In Blue, the trial court told the jurors that the commencement of the trial had been delayed while the defendant and his attorney decided whether to accept a plea bargain, then explained to the jury why a defendant might choose not to testify. Blue, 41 S.W.3d at 130. The Court reasoned that:

. . . A juror who knows at the outset that the defendant seriously considered entering into a plea agreement no longer begins with a presumption that the defendant is innocent. A juror who hears the judge say that he would have preferred that the defendant plead guilty might assume that the judge knows something about the guilt of the defendant that the juror does not. Surely, no trial judge would want an innocent man to plead guilty, no matter how much delay and expense he might be causing.



Id. at 132.



In Jasper, on the other hand, the trial court interrupted defense counsel's question in order to correct a factual statement, then told counsel to "knock it off" when he tried to trick a witness, then let it be known to the jury that the witness had not given a written statement. Jasper, 61 S.W.3d at 420-21.

The judge's comments and demeanor in this case bear far more resemblance to Jasper than to Blue. First, the trial court interrupted with the warning, "This is not the time for final argument and this is not the time for a big response to what the State said in opening statement", when defense counsel commenced his opening statement with, "I would be belligerent, too, if I was being arrested for a crime that I didn't commit." The judge sent the jury out, informed counsel how he wanted the opening statement to be conducted, then brought the jury back and told them, "I am like you, I haven't heard the facts of the case yet. So, if I admonish one lawyer or the other, don't think I am taking sides." The trial court may have expressed irritation with defense counsel, but the comment related to an attempt to control the proceedings in the courtroom and the jury was not given the impression that the judge possessed special knowledge about the facts of the case.

Next, the trial court asked an officer to remind him of the size of a pint. Jenkins argues that the trial court damaged the presumption of innocence merely by asking questions of a witness. We disagree. A trial court may question a witness for the purpose of clarifying an issue before the court. Brewer v. State, 572 S.W.2d 719, 721 (Tex. Crim. App. 1978).

The appellant also complains that the trial court hindered the introduction of the defendant's proof by interjecting that relevance must be shown before he would permit the expert witness to testify as to the bloodshot condition of the defendant's eyes on the day of trial. A comment directed at the admissibility of evidence, rather than its weight, is not calculated to injure the rights of the appellant. See Rosales v. State, 932 S.W.2d 530, 537 (Tex. App.--Tyler 1995, pet. ref'd).

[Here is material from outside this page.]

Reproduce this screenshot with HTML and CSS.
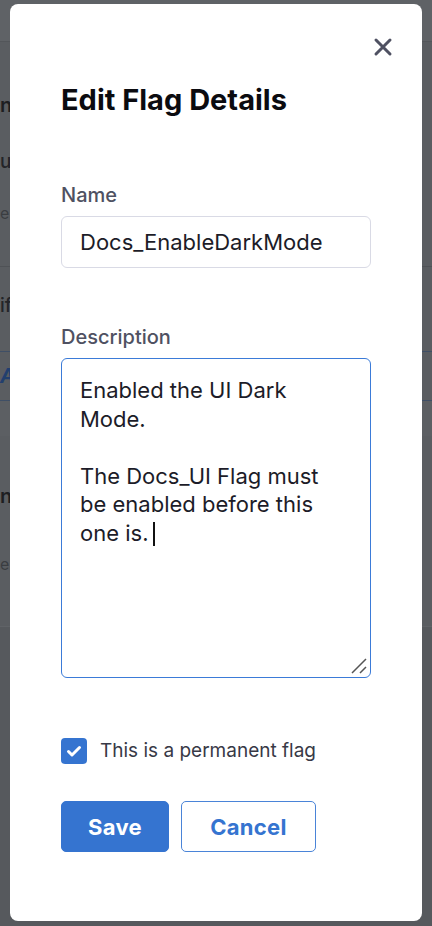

Finally, Jenkins complains about questions the trial court asked during the punishment phase. The punishment phase was tried to the court, so the jury was not present during those proceedings and could not have been swayed by a potential comment on the weight of the evidence. The appellant also suggests that the trial court's actions denied Jenkins his right to a fair and impartial trial. The record does not reveal that the judge "became so entangled as an advocate that he could not at the end of the proceeding make an objective finding of fact in the case." Moreno v. State, 900 S.W.2d 357, 360 (Tex. App.--Texarkana 1995, no pet.). Nor can we say that the trial court's conduct during the hearings conducted outside the presence of the jury were of such a nature as to indicate that the court abandoned its proper role as arbiter and became an advocate for the State. Compare Staten v. State, 919 S.W.2d 493, 496 (Tex. App.--Fort Worth 1996, pet. ref'd), with Bethany v. State, 814 S.W.2d 455, 462 (Tex. App.--Houston [14th Dist.] 1991, pet. ref'd).

We conclude that the appellant's complaints do not fall within the Blue exception to the general rule for procedural default. While the more prudent course of action might be for a trial judge to refrain from interjecting his or her own questions or comments in the proceeding, the complaints presented by the appellant do not constitute fundamental error. We overrule appellant's sole point of error. We affirm the judgment and sentence of the trial court.

AFFIRMED.



PER CURIAM



Submitted on December 30, 2003

Opinion Delivered January 14, 2004

Do Not Publish



Before Burgess, Gaultney and Hill (2), JJ.

1. Tex. R. App. P. 47.4.

2. The Honorable John Hill, sitting by assignment pursuant to Tex. Gov't Code Ann. § 74.003(b) (Vernon 1998).